## DATA EXTRACT
— start —
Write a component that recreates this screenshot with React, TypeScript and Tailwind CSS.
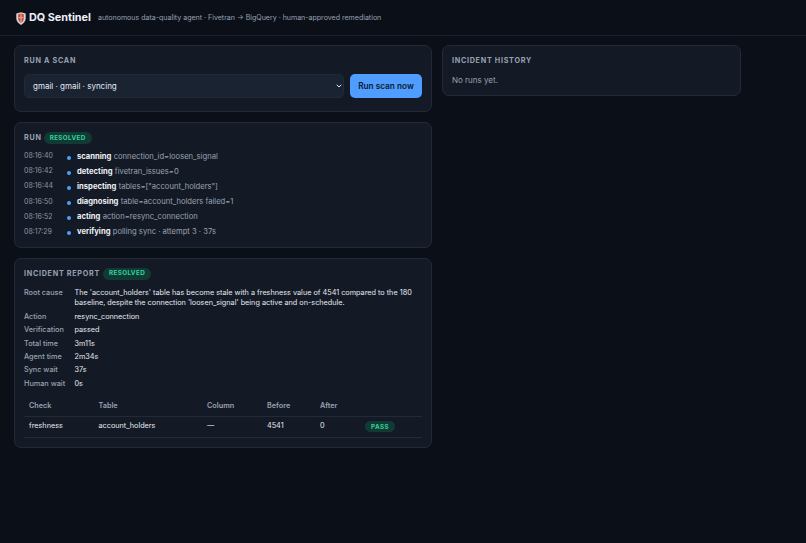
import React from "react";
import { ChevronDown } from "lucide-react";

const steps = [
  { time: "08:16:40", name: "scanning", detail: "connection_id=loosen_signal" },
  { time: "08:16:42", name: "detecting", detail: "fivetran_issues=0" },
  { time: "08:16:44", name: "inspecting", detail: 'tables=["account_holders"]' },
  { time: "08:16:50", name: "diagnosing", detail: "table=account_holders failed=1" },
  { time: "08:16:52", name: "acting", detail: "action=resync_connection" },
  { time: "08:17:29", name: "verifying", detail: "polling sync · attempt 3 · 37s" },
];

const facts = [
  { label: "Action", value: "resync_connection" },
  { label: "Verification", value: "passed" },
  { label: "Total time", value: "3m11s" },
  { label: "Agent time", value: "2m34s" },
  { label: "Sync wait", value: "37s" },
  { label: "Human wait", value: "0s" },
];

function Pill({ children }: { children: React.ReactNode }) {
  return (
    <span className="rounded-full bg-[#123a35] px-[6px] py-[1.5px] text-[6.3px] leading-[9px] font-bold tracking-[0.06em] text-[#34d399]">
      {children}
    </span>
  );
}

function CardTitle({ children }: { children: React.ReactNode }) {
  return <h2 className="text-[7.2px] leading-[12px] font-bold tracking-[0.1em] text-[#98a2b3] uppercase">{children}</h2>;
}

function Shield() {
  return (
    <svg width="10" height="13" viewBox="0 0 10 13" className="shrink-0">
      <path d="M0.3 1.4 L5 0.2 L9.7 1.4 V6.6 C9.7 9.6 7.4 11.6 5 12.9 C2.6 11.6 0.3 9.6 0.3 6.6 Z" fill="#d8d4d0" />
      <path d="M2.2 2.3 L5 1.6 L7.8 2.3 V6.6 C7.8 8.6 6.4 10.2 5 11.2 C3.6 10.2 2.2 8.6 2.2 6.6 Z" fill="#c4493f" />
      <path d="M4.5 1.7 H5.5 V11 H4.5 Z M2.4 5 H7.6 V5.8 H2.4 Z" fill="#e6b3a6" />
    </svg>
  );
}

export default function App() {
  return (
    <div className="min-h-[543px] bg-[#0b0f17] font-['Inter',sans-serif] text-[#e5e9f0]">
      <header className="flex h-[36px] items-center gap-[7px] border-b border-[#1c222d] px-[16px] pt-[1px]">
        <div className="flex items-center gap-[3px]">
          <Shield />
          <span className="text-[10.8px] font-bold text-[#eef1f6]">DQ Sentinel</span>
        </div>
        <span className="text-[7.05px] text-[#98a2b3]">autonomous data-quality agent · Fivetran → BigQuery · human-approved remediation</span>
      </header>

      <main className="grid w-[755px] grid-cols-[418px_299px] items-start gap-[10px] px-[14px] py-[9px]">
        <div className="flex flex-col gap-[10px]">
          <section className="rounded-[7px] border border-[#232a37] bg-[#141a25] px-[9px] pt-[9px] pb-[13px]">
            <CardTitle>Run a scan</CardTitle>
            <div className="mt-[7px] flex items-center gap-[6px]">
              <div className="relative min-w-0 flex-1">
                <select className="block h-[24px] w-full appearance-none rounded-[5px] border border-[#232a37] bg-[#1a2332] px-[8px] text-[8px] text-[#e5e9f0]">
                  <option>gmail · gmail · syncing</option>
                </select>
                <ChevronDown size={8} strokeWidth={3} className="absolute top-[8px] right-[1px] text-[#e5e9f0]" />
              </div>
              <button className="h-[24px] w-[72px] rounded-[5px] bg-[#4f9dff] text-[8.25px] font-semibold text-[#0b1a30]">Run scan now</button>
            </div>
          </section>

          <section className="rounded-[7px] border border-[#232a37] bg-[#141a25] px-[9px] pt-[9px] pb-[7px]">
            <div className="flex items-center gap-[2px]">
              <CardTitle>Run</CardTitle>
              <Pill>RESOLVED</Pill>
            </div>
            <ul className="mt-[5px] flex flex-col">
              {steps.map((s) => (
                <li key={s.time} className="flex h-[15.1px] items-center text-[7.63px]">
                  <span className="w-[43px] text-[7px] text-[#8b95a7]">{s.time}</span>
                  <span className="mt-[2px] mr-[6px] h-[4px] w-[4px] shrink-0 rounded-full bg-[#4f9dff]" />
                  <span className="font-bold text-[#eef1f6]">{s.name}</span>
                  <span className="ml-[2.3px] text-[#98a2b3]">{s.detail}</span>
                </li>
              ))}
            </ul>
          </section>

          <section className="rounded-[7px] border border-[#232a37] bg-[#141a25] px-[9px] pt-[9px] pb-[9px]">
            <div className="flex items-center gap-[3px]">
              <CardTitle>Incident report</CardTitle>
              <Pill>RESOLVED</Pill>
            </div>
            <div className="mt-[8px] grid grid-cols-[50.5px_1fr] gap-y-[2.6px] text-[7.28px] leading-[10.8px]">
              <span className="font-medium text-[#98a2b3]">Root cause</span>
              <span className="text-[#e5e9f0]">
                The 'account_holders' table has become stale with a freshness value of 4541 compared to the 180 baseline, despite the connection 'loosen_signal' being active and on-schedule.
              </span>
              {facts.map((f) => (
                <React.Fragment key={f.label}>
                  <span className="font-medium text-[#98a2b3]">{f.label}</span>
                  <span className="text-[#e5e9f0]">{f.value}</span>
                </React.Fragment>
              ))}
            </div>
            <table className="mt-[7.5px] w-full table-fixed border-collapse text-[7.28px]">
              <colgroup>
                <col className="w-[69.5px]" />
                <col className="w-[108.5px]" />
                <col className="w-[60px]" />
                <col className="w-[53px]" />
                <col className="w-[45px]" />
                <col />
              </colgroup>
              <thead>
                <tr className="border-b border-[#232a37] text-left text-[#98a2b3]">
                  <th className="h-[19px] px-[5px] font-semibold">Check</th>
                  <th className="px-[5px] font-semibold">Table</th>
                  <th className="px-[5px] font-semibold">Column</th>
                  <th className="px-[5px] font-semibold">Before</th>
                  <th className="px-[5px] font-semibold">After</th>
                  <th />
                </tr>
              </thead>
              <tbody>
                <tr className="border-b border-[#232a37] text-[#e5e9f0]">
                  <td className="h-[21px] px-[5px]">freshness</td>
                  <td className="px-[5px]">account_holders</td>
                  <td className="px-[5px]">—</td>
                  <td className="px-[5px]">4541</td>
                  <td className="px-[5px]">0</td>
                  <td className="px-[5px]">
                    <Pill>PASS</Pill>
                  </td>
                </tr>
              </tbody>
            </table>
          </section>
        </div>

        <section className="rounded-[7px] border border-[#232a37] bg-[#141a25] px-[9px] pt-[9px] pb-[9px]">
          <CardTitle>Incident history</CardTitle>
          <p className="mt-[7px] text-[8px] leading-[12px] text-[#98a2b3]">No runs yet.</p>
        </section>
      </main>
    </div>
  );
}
— end —
— start —
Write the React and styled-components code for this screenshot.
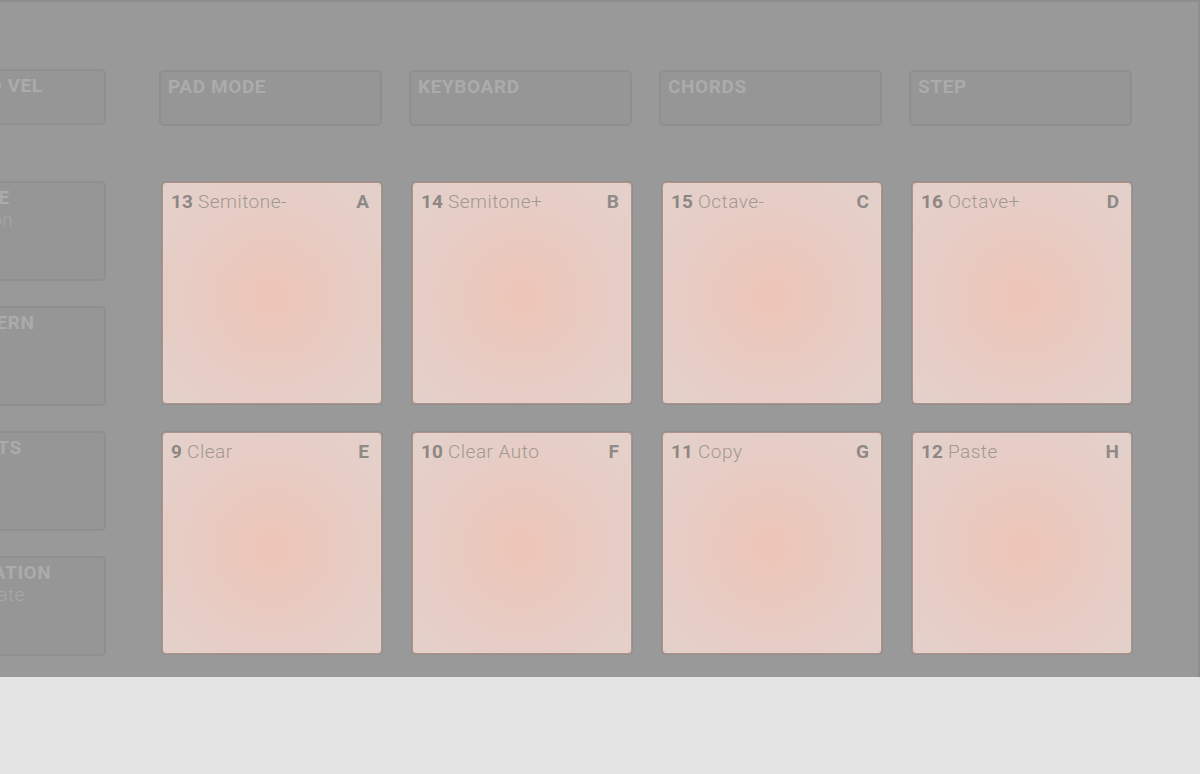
— end —
## REQUIREMENT
Look for the word "Write" in every line of the listing and copy the lines that have it.

## WRITTEN SOLUTION
Write a component that recreates this screenshot with React, TypeScript and Tailwind CSS.
Write the React and styled-components code for this screenshot.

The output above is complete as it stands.